**Short task:** Pick out every line in the data below that holds "with".

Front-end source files
——

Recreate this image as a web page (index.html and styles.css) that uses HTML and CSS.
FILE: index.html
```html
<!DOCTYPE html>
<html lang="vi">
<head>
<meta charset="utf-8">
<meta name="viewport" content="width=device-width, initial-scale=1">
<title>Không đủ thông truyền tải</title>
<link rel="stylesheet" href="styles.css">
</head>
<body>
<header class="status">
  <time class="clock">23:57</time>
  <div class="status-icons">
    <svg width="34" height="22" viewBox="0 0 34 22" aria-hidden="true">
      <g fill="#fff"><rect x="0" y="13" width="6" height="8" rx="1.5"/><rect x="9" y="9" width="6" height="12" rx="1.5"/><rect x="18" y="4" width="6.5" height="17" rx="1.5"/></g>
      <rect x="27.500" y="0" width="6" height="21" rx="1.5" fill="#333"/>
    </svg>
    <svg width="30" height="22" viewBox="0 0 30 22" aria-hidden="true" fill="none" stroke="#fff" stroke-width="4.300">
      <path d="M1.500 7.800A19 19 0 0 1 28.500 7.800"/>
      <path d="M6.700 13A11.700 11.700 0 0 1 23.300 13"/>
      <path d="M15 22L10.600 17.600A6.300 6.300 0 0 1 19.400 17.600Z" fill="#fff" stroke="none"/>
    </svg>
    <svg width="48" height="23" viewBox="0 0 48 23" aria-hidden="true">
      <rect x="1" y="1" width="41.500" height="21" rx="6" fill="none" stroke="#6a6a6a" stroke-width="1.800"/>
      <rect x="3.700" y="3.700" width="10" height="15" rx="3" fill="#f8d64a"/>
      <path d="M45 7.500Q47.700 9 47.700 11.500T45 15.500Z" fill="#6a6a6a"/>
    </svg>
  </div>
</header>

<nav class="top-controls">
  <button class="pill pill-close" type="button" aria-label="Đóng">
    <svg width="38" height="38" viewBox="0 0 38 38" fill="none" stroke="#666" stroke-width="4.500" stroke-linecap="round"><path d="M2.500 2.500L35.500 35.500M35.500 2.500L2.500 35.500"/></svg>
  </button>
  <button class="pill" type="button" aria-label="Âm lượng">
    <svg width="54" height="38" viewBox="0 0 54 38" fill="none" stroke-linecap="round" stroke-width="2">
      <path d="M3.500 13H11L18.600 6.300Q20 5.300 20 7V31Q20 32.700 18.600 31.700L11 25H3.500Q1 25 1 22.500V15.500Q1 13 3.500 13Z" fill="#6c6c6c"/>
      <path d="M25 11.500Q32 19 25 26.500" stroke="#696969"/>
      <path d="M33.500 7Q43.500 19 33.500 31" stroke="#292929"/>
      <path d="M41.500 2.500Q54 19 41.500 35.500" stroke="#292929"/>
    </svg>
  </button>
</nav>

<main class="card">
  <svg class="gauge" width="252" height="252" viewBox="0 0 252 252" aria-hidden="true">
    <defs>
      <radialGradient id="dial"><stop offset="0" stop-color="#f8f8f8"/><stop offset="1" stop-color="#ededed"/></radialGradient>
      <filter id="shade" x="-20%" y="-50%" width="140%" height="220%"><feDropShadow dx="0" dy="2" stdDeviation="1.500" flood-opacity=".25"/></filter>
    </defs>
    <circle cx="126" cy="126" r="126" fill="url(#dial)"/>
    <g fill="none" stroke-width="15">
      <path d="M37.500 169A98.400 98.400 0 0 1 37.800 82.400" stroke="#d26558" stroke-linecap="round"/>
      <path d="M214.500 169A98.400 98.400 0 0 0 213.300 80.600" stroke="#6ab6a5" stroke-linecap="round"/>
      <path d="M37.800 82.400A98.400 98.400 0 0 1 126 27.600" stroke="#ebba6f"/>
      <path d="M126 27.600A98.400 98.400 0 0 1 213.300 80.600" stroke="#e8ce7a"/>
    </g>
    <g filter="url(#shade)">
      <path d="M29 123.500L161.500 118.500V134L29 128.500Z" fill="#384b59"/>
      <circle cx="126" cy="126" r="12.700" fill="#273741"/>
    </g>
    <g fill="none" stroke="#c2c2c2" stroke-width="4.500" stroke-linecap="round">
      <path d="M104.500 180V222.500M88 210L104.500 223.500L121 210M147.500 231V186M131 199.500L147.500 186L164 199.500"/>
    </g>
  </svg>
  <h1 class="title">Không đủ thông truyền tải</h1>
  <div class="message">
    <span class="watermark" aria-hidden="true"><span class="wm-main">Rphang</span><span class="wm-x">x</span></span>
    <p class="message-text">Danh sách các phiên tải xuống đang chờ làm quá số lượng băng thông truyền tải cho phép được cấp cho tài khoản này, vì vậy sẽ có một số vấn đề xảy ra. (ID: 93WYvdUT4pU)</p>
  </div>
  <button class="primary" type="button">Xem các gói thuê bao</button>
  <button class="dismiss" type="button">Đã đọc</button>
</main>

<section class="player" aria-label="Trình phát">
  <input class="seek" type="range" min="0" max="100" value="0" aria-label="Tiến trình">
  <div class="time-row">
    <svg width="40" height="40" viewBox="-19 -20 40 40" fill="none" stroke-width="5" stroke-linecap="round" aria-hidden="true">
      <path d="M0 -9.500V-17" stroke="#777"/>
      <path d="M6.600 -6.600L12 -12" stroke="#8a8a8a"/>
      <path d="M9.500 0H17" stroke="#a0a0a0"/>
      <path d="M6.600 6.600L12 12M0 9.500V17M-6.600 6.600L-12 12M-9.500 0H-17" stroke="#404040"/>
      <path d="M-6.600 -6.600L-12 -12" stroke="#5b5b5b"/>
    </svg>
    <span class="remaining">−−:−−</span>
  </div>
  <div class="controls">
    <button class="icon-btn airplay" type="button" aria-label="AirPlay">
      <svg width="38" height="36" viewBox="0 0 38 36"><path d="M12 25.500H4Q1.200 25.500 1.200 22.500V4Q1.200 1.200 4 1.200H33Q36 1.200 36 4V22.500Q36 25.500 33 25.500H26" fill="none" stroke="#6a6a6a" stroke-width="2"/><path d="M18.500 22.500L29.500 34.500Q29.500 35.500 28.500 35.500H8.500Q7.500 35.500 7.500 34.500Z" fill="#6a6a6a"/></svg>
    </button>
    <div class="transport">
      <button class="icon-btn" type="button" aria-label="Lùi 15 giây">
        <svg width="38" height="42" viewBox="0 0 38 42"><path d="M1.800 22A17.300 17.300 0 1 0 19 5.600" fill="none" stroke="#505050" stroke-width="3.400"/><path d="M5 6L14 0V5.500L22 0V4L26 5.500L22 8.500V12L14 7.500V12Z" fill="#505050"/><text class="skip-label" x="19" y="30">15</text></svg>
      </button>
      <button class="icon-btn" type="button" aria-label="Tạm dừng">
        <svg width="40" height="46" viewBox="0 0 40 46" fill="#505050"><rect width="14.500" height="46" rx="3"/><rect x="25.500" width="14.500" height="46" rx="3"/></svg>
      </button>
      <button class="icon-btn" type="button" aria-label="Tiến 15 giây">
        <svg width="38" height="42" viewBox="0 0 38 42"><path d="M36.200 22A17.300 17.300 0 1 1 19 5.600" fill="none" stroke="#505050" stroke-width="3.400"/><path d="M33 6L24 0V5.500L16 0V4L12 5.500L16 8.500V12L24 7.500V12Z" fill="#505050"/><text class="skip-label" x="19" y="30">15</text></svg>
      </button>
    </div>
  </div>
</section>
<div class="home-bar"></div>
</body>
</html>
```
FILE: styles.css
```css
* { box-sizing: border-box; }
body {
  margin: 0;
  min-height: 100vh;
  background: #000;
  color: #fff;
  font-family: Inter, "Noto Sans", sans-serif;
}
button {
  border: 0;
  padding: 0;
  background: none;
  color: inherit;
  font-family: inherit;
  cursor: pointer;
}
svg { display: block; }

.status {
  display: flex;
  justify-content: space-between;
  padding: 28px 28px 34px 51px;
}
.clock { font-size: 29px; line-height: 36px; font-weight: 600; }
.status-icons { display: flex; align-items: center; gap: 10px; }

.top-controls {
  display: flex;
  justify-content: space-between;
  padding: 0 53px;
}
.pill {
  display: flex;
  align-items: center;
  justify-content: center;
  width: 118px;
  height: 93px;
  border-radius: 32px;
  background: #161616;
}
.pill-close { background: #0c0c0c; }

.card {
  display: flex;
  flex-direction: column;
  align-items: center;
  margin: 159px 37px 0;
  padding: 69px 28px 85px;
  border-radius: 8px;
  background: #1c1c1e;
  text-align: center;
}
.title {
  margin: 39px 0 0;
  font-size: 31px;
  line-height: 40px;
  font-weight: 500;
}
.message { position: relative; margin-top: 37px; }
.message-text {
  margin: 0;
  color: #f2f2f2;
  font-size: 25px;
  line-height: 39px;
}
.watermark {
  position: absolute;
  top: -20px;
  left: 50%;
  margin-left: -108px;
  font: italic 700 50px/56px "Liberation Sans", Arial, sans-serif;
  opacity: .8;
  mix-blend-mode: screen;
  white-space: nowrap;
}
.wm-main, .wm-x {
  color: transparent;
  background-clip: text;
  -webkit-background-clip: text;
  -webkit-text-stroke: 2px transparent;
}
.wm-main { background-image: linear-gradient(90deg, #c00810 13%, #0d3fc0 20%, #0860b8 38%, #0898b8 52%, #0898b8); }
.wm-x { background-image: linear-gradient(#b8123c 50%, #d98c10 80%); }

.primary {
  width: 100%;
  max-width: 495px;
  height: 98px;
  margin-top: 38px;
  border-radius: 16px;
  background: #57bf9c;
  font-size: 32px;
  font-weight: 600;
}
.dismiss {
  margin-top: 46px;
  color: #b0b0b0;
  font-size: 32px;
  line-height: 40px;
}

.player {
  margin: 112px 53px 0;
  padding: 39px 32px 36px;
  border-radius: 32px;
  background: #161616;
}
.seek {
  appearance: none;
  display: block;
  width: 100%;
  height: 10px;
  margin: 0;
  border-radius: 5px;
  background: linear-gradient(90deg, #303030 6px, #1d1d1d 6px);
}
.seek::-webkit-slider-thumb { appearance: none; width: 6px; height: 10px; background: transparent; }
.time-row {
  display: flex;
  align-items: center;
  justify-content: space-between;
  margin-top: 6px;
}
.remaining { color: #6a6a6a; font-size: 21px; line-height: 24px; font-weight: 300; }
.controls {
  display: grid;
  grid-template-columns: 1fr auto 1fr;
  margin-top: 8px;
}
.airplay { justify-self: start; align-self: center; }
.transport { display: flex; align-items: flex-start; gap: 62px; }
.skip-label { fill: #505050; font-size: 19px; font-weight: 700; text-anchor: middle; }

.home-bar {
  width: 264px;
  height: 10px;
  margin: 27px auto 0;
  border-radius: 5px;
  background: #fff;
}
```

——

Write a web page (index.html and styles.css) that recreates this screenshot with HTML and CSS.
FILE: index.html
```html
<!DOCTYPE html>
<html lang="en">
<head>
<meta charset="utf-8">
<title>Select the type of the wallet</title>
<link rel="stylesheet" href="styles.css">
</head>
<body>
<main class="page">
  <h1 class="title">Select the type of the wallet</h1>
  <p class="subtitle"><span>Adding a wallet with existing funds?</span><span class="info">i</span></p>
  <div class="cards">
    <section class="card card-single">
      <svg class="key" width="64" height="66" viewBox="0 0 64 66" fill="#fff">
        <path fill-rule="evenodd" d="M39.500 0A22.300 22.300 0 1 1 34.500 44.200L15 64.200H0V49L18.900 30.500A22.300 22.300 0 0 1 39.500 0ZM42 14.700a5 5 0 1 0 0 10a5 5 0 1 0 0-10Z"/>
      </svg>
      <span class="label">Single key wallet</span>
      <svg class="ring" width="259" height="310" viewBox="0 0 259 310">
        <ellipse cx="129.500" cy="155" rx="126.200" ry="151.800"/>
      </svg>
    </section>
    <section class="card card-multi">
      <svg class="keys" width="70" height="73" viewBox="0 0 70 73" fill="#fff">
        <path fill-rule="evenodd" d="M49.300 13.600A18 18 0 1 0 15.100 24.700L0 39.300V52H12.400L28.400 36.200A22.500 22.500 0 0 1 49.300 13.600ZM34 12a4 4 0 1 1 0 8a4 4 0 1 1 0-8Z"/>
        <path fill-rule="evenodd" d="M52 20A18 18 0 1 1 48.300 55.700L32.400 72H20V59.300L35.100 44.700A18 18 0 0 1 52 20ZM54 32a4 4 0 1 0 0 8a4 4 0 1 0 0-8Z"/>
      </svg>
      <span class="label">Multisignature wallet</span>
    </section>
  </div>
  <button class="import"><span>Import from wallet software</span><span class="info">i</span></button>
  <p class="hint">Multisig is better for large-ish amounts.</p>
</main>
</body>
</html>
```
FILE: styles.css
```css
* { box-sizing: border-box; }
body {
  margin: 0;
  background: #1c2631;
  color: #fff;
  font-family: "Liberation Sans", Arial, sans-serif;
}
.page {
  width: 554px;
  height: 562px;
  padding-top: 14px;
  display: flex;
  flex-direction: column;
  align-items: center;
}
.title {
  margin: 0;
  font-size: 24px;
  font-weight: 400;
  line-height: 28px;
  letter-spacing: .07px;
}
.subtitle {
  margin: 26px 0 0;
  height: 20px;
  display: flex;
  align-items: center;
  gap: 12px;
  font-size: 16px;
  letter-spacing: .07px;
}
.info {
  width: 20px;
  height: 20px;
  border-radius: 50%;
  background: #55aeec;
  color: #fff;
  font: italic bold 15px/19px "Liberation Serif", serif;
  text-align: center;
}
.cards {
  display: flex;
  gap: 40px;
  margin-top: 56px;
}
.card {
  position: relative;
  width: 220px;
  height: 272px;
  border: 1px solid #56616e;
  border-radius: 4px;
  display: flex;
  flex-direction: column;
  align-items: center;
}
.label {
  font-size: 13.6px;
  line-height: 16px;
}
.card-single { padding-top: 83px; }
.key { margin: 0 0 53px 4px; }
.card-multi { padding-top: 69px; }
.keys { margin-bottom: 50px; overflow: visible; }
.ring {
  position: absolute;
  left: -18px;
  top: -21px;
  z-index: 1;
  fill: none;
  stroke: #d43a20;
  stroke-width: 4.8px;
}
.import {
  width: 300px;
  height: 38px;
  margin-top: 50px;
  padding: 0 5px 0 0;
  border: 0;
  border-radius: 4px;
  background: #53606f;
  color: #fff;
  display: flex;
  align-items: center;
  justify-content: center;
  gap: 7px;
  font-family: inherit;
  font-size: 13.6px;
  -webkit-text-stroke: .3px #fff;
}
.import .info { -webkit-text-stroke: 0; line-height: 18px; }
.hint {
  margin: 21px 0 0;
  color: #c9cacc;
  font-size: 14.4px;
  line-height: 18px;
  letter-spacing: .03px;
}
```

——

**The answer:**
Write a web page (index.html and styles.css) that recreates this screenshot with HTML and CSS.
  <p class="subtitle"><span>Adding a wallet with existing funds?</span><span class="info">i</span></p>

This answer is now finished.